Utah 2: Delicate Arch

Sketching Delicate Arch

When I was growing up I had this book on my bookshelf called “The Atlas of Natural Wonders”. It was one of those hardback books you get from mail-order book clubs, my dad got a lot of those for a while, so my bedroom bookshelf was always full of interesting things to read before bed. I had two massive books about Mammals; a huge book all about the settling of the western U.S. called “The West” (which I still have); books about Britain’s Haunted Heritage or Strange and Mysterious Things like the Beast of Exmoor and the Cottingley Fairies; books about ancient European legends of Magic and Wizards; two amazing books about old Horror movies which I would devour cover to cover, scaring myself with images of Lon Cheney, skeletons in big hats or hands coming out of an open grave; and I even had this massive dusty and utterly boring book about the Soviet Manned Space Program, though I think that might have been a library book that was never returned (or even read, but was pottering about the house for decades). But best of all was The Atlas of Natural Wonders”. It wasn’t an atlas at all but a book (in no particular order) about forty or fifty of the most stunning places of natural beauty in the world. I don’t know what criteria meant a place did or didn’t make the list, but to me the list was absolutely gospel, these were, as far as my young mind was concerned, The Best Places On The Planet. I resolved as a kid that I would go to every single one. It included places like Mount Everest, the Grand Canyon, Iguaçu Falls, Badlands, the Ürgüp Cones, the Great Barrier Reef and loads of other places. Right there on the cover (and thinking back, it probably wasn’t on the cover, but it imprinted in my mind more than anything else in the book) was the Delicate Arch, in Utah.
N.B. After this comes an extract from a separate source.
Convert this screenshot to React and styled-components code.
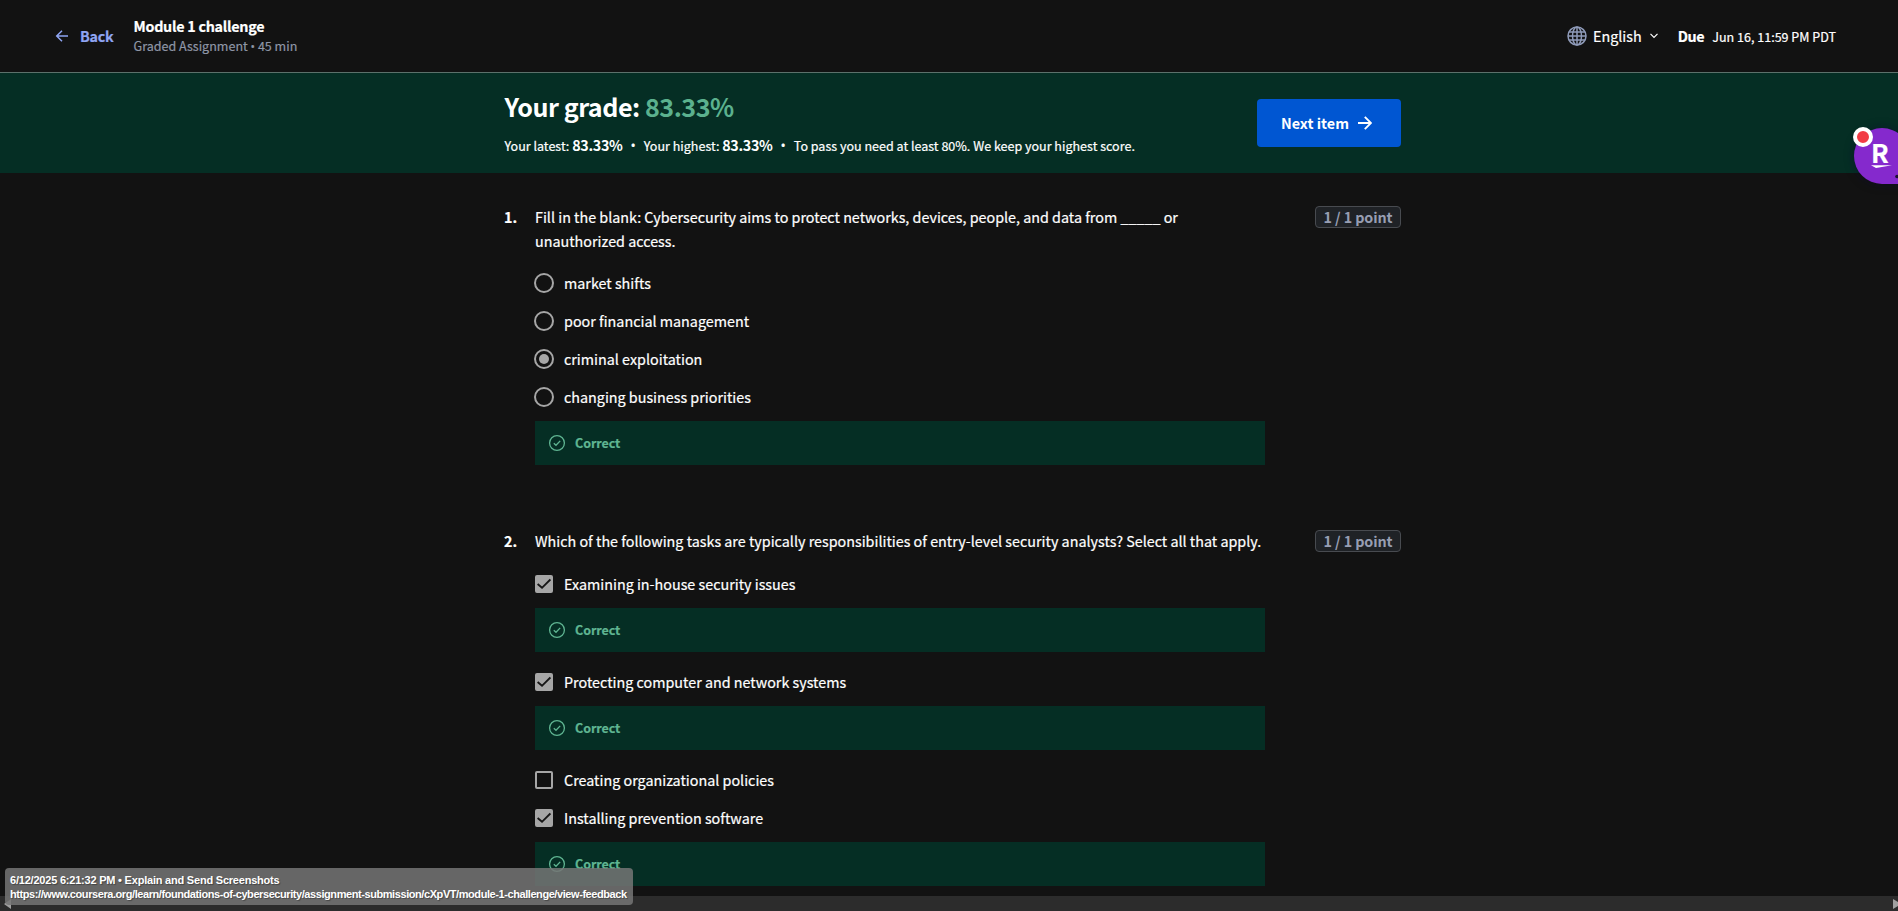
import React from "react";
import styled, { createGlobalStyle, css } from "styled-components";

const GlobalStyle = createGlobalStyle`
  * { box-sizing: border-box; }
  body {
    margin: 0;
    background: #121212;
    color: #fff;
    font-family: "Noto Sans CJK SC", "Noto Sans", sans-serif;
    font-size: 14.33px;
    -webkit-text-stroke: 0.2px currentColor;
    overflow: hidden;
  }
`;

const Page = styled.div`
  position: relative;
  display: flex;
  flex-direction: column;
  width: 100%;
  height: 911px;
  overflow: hidden;
`;

const Header = styled.header`
  display: flex;
  align-items: center;
  flex: none;
  height: 73px;
  padding: 0 62px 0 54px;
  border-bottom: 1px solid #5c716b;
`;

const BackLink = styled.a`
  display: flex;
  align-items: center;
  gap: 10px;
  width: 79.5px;
  color: #8fa5f2;
  font-weight: 700;
  letter-spacing: -0.3px;
  line-height: 22px;
  padding-bottom: 1px;
`;

const TitleBlock = styled.div`
  display: flex;
  flex-direction: column;
  flex: 1;
`;

const Title = styled.div`
  font-weight: 700;
  line-height: 20px;
  letter-spacing: -0.27px;
`;

const Subtitle = styled.div`
  font-size: 12.54px;
  line-height: 20px;
  color: #8f96a6;
`;

const Bullet = styled.span`
  font-family: "Open Sans", sans-serif;
  font-size: 12px;
  line-height: 1;
`;

const Language = styled.div`
  display: flex;
  align-items: center;
  line-height: 24px;
  svg:first-child { margin-right: 5.5px; }
  svg:last-child { margin-left: 8.5px; }
`;

const Due = styled.div`
  display: flex;
  align-items: baseline;
  gap: 8px;
  margin-left: 19.5px;
  line-height: 24px;
  font-size: 12.54px;
  b { font-size: 14.33px; letter-spacing: -0.35px; }
`;

const Banner = styled.section`
  display: flex;
  justify-content: center;
  flex: none;
  height: 100px;
  padding-left: 7px;
  background: #052e24;
`;

const Column = styled.div`
  width: 897px;
`;

const BannerRow = styled(Column)`
  display: flex;
  justify-content: space-between;
`;

const Grade = styled.h1`
  margin: 17px 0 0;
  font-size: 25.1px;
  line-height: 32px;
  font-weight: 700;
  letter-spacing: -0.46px;
  padding-left: 0.5px;
  -webkit-text-stroke: 0;
  span { color: #5bb18e; }
`;

const GradeNote = styled.p`
  display: flex;
  align-items: baseline;
  margin: 13px 0 0;
  padding-left: 0.5px;
  font-size: 12.54px;
  line-height: 20px;
  white-space: pre;
  b { font-size: 14.33px; letter-spacing: -0.31px; -webkit-text-stroke: 0; }
`;

const NoteBullet = styled(Bullet)`
  width: 21.2px;
  text-align: center;
  font-size: 14px;
`;

const NextButton = styled.button`
  display: flex;
  align-items: center;
  gap: 9px;
  width: 144px;
  height: 48px;
  margin: 26px 0 0;
  padding: 0 0 2px 24px;
  border: 0;
  border-radius: 4px;
  background: #0056d2;
  color: #fff;
  font: inherit;
  font-weight: 700;
  -webkit-text-stroke: 0;
  svg { position: relative; top: 1px; }
`;

const Main = styled.main`
  display: flex;
  flex-direction: column;
  align-items: center;
  flex: none;
  height: 723px;
  padding: 32px 0 0 7px;
  overflow: hidden;
`;

const Question = styled(Column)`
  display: grid;
  grid-template-columns: 31px 730px 1fr;
  flex: none;
  margin-bottom: 53px;
`;

const Number = styled.div`
  line-height: 24px;
  font-weight: 700;
`;

const Prompt = styled.p`
  margin: 0 0 ${(p) => p.$gap}px;
  line-height: 24px;
  white-space: nowrap;
`;

const Badge = styled.div`
  justify-self: end;
  width: 86px;
  height: 22px;
  margin-top: 1px;
  border: 1px solid #484b50;
  border-radius: 4px;
  background: #1f2226;
  color: #979eb2;
  font-weight: 700;
  line-height: 20px;
  text-align: center;
  letter-spacing: -0.1px;
  -webkit-text-stroke: 0;
`;

const Option = styled.div`
  display: flex;
  align-items: center;
  height: 38px;
`;

const OptionText = styled.span`
  line-height: 24px;
`;

const Radio = styled.span`
  display: grid;
  place-items: center;
  width: 20px;
  height: 20px;
  margin: 0 10px 0 -1px;
  border: 2px solid #a6a6a6;
  border-radius: 50%;
  ${(p) => p.$checked && css`
    &::after {
      content: "";
      width: 10px;
      height: 10px;
      border-radius: 50%;
      background: #a6a6a6;
    }
  `}
`;

const Checkbox = styled.span`
  display: grid;
  place-items: center;
  width: 18px;
  height: 18px;
  margin-right: 11px;
  border: 2px solid #a6a6a6;
  border-radius: 2px;
  background: ${(p) => (p.$checked ? "#a6a6a6" : "transparent")};
`;

const Feedback = styled.div`
  display: flex;
  align-items: center;
  gap: 9px;
  height: 44px;
  margin: 5px 0 11px;
  padding-left: 13px;
  background: #052e24;
  color: #5fb592;
  font-size: 12.54px;
  font-weight: 700;
  letter-spacing: -0.08px;
  span { padding-bottom: 2px; }
`;

const ScrollTrack = styled.div`
  display: flex;
  align-items: center;
  justify-content: space-between;
  height: 15px;
  padding-left: 4px;
  background: #2c2c2c;
`;

const Stamp = styled.div`
  position: absolute;
  left: 5px;
  top: 868px;
  width: 628px;
  height: 37px;
  padding: 5px;
  border-radius: 4px;
  background: rgba(118, 118, 118, 0.85);
  font: bold 11px/14px "Liberation Sans", sans-serif;
  white-space: nowrap;
  text-shadow: 1px 1px 1px rgba(0, 0, 0, 0.35);
  -webkit-text-stroke: 0;
`;

const StampLine = styled.div`
  letter-spacing: ${(p) => p.$tracking}px;
`;

const Widget = styled.div`
  position: absolute;
  left: 1854px;
  top: 128px;
  width: 56px;
  height: 56px;
  border-radius: 28px 28px 0 28px;
  background: #8529cd;
  box-shadow: 0 0 10px rgba(10, 10, 50, 0.5);
`;

const WidgetLetter = styled.span`
  position: absolute;
  left: 17px;
  top: 9px;
  font-size: 26px;
  line-height: 30px;
  font-weight: 700;
`;

const WidgetArt = styled.svg`
  position: absolute;
  left: 0;
  top: 0;
`;

const WidgetDot = styled.span`
  position: absolute;
  left: -1px;
  top: -1px;
  width: 20px;
  height: 20px;
  border: 4px solid #fff;
  border-radius: 50%;
  background: #f23c44;
`;

const ArrowLeft = () => (
  <svg width="16" height="14" viewBox="0 0 16 14" fill="none" stroke="currentColor" strokeWidth="1.5">
    <path d="M14 7H3M8 1.7L2.7 7L8 12.3" />
  </svg>
);

const ArrowRight = () => (
  <svg width="14" height="14" viewBox="0 0 14 14" fill="none" stroke="currentColor" strokeWidth="1.9">
    <path d="M0 7H13M6.8 0.8L13 7L6.8 13.2" />
  </svg>
);

const Globe = () => (
  <svg width="20" height="20" viewBox="0 0 20 20" fill="none" stroke="#8e9ab8" strokeWidth="1.5">
    <circle cx="10" cy="10" r="9" />
    <ellipse cx="10" cy="10" rx="4.5" ry="9" />
    <path d="M10 1V19M1 10H19M2.2 6H17.8M2.2 14H17.8" />
  </svg>
);

const Chevron = () => (
  <svg width="8" height="6" viewBox="0 0 8 6" fill="none" stroke="#fff" strokeWidth="1.2">
    <path d="M0.5 0.8L4 4.3L7.5 0.8" />
  </svg>
);

const CheckCircle = () => (
  <svg width="18" height="18" viewBox="0 0 18 18" fill="none" stroke="currentColor" strokeWidth="1.3">
    <circle cx="9" cy="9" r="7.4" />
    <path d="M5.8 9.2L8 11.3L12.2 6.9" />
  </svg>
);

const Tick = () => (
  <svg width="14" height="14" viewBox="0 0 14 14" fill="none" stroke="#161616" strokeWidth="1.9">
    <path d="M0.6 7L5 10.8L13.4 2.4" />
  </svg>
);

const Correct = () => (
  <Feedback>
    <CheckCircle />
    <span>Correct</span>
  </Feedback>
);

const radioOptions = [
  { text: "market shifts" },
  { text: "poor financial management" },
  { text: "criminal exploitation", checked: true },
  { text: "changing business priorities" },
];

const checkOptions = [
  { text: "Examining in-house security issues", checked: true },
  { text: "Protecting computer and network systems", checked: true },
  { text: "Creating organizational policies" },
  { text: "Installing prevention software", checked: true },
];

export default function App() {
  return (
    <Page>
      <GlobalStyle />
      <Header>
        <BackLink><ArrowLeft />Back</BackLink>
        <TitleBlock>
          <Title>Module 1 challenge</Title>
          <Subtitle>Graded Assignment <Bullet>•</Bullet> 45 min</Subtitle>
        </TitleBlock>
        <Language><Globe />English<Chevron /></Language>
        <Due><b>Due</b><span>Jun 16, 11:59 PM PDT</span></Due>
      </Header>
      <Banner>
        <BannerRow>
          <div>
            <Grade>Your grade: <span>83.33%</span></Grade>
            <GradeNote>
              <span>Your latest: <b>83.33%</b></span><NoteBullet>•</NoteBullet>
              <span>Your highest: <b>83.33%</b></span><NoteBullet>•</NoteBullet>
              <span>To pass you need at least 80%. We keep your highest score.</span>
            </GradeNote>
          </div>
          <NextButton>Next item<ArrowRight /></NextButton>
        </BannerRow>
      </Banner>
      <Main>
        <Question>
          <Number>1.</Number>
          <div>
            <Prompt $gap={11}>
              Fill in the blank: Cybersecurity aims to protect networks, devices, people, and data from _____ or
              <br />unauthorized access.
            </Prompt>
            {radioOptions.map((o) => (
              <Option key={o.text}>
                <Radio $checked={o.checked} />
                <OptionText>{o.text}</OptionText>
              </Option>
            ))}
            <Correct />
          </div>
          <Badge>1 / 1 point</Badge>
        </Question>
        <Question>
          <Number>2.</Number>
          <div>
            <Prompt $gap={12}>Which of the following tasks are typically responsibilities of entry-level security analysts? Select all that apply.</Prompt>
            {checkOptions.map((o) => (
              <React.Fragment key={o.text}>
                <Option>
                  <Checkbox $checked={o.checked}>{o.checked && <Tick />}</Checkbox>
                  <OptionText>{o.text}</OptionText>
                </Option>
                {o.checked && <Correct />}
              </React.Fragment>
            ))}
          </div>
          <Badge>1 / 1 point</Badge>
        </Question>
      </Main>
      <ScrollTrack>
        <svg width="8" height="10" viewBox="0 0 8 10" fill="#a0a0a0"><path d="M7 0V10L0 5Z" /></svg>
        <svg width="5" height="10" viewBox="0 0 5 10" fill="#a0a0a0"><path d="M0 0L5 3V7L0 10Z" /></svg>
      </ScrollTrack>
      <Stamp>
        <StampLine $tracking={-0.21}>6/12/2025 6:21:32 PM • Explain and Send Screenshots</StampLine>
        <StampLine $tracking={-0.425}>https://www.coursera.org/learn/foundations-of-cybersecurity/assignment-submission/cXpVT/module-1-challenge/view-feedback</StampLine>
      </Stamp>
      <Widget>
        <WidgetLetter>R</WidgetLetter>
        <WidgetArt width="44" height="56" viewBox="0 0 44 56">
          <path d="M17 37.3H38L22 40Z" fill="#fff" />
          <circle cx="43" cy="48.5" r="1.8" fill="#1c1030" />
        </WidgetArt>
        <WidgetDot />
      </Widget>
    </Page>
  );
}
I knew I wouldn’t make it to every place in the book, but at some point in my life I had to go there.

And now I have!   

Delicate Arch

We had to psych ourselves up for the Delicate Arch trail. We watched some videos on YouTube and there is one particular bit where you walk along a ledge next to a big drop that I knew would be a bit of an ask, but we did it. The hike is described in the guidebook as a ‘moderate-strenuous’ 3-mile roundtrip, with a pretty big elevation up some slickrock; while it was more testing than most hikes we’ve ever done, I get the feeling that it’s more of a schlepp on hotter days. We had sunshine but no desert heat, perfect conditions really. We made it up to the scary ledge part, taking that easy, not looking at the big massive drop next to us, hugging the rock face, but we made it alright. I was more concerned it would be massively crowded, and while there were a good number of people up there it wasn’t as bad as it gets for sunset. I climbed up a little bit more for some good views but chickened out while scaling around the rim of the bowl to get a closer view. We were fine where we were, we sat and look, I drew on a little perch out of the way, we took some photos and geared up for the journey back down. There was some brave fool doing handstands on the edge of the cliff inside the arch itself, showing off, while up at our spot we had to wait a while to take a quick family selfie while a classic stereotype mother-from-hell with a massive camera and a compliant grandpa or someone holding up a special light took about a thousand photos of her two twin boys (Tarquin and Timmy they were called, though I didn’t hear their names being said) in their matching outfits. Other groups settled in to stake their spots for the sunset later on, like people waiting for the parade at Disneyland.  It was a stunning view. The colours of the landscape were otherworldly. After we got our selfie and had our fill of the arch, we made our way along the Ledge of Certain Doom and back to safer paths, back down to our car. 

Sketching Delicate Arch

Come to think of it, the chapter about Delicate Arch might have been titled “Rainbow Arch”, which is a different arch at a different park, but this one was definitely pictured. This is my memory reaching back over thirty years. I can’t remember all of the places in “the Atlas of Natural Wonders” any more, but at a push I could probably recall most of them. Those places I have been to already in my lifetime include: The Grand Canyon, the San Andreas Fault, Cheddar Gorge, the Gorge du Verdon, and… dammit, I think that might be it. I need to get a move on.